» **DATA PROVIDED**
----------------

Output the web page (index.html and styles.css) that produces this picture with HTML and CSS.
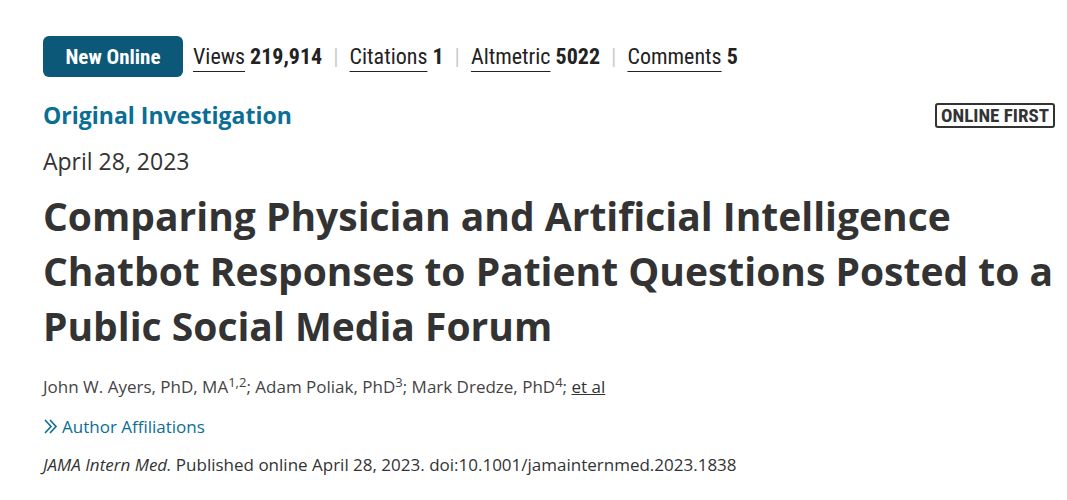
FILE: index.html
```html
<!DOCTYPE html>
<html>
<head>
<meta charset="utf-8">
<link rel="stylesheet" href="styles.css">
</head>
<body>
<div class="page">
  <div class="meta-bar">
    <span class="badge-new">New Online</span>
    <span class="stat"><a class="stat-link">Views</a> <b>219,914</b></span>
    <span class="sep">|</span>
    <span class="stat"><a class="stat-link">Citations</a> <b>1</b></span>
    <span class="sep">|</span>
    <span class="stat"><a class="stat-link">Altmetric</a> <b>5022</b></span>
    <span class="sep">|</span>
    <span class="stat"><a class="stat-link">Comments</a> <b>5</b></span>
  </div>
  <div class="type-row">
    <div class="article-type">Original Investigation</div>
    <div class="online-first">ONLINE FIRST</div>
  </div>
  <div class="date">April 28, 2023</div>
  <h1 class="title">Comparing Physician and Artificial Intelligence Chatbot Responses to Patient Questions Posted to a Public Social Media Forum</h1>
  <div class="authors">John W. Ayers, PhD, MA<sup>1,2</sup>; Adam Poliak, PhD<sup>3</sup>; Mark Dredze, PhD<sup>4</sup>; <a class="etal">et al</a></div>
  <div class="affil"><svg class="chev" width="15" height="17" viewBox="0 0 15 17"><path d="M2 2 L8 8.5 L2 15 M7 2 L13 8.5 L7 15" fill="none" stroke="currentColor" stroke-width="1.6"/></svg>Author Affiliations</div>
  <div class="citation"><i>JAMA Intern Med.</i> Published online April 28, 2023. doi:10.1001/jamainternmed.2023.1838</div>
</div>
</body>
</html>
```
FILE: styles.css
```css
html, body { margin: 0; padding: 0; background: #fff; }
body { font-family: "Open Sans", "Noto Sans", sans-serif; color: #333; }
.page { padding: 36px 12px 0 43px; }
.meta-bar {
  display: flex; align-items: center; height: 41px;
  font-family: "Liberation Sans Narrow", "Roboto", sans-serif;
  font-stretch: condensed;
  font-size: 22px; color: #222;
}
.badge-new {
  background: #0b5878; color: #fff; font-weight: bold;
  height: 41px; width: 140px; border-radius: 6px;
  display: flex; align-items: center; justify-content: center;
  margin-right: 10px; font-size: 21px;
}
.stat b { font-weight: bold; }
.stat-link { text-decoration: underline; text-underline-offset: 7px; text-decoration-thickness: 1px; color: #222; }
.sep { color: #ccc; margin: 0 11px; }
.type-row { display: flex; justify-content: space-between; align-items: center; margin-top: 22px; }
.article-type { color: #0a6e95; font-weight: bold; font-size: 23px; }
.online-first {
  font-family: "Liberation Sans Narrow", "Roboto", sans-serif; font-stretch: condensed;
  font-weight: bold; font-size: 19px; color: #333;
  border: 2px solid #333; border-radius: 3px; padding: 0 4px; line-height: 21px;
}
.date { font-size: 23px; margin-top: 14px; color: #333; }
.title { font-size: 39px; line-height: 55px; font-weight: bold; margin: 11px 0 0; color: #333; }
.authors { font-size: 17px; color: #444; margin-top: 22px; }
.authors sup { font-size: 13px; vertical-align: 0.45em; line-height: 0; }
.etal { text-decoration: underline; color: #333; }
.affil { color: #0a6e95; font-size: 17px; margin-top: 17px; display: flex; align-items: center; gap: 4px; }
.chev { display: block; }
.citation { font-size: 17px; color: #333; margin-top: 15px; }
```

----------------

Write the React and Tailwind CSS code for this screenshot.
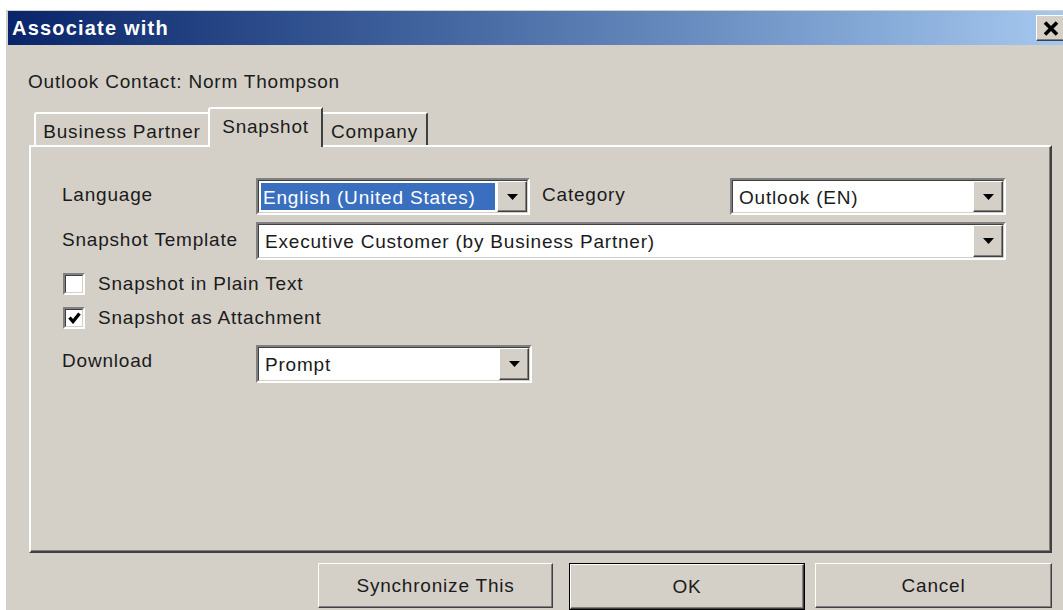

----------------

» **WORK INSTRUCTIONS**
List the lines of the records where "page" occurs.

» **RESPONSE TO THIS TASK**
Output the web page (index.html and styles.css) that produces this picture with HTML and CSS.
<div class="page">
.page { padding: 36px 12px 0 43px; }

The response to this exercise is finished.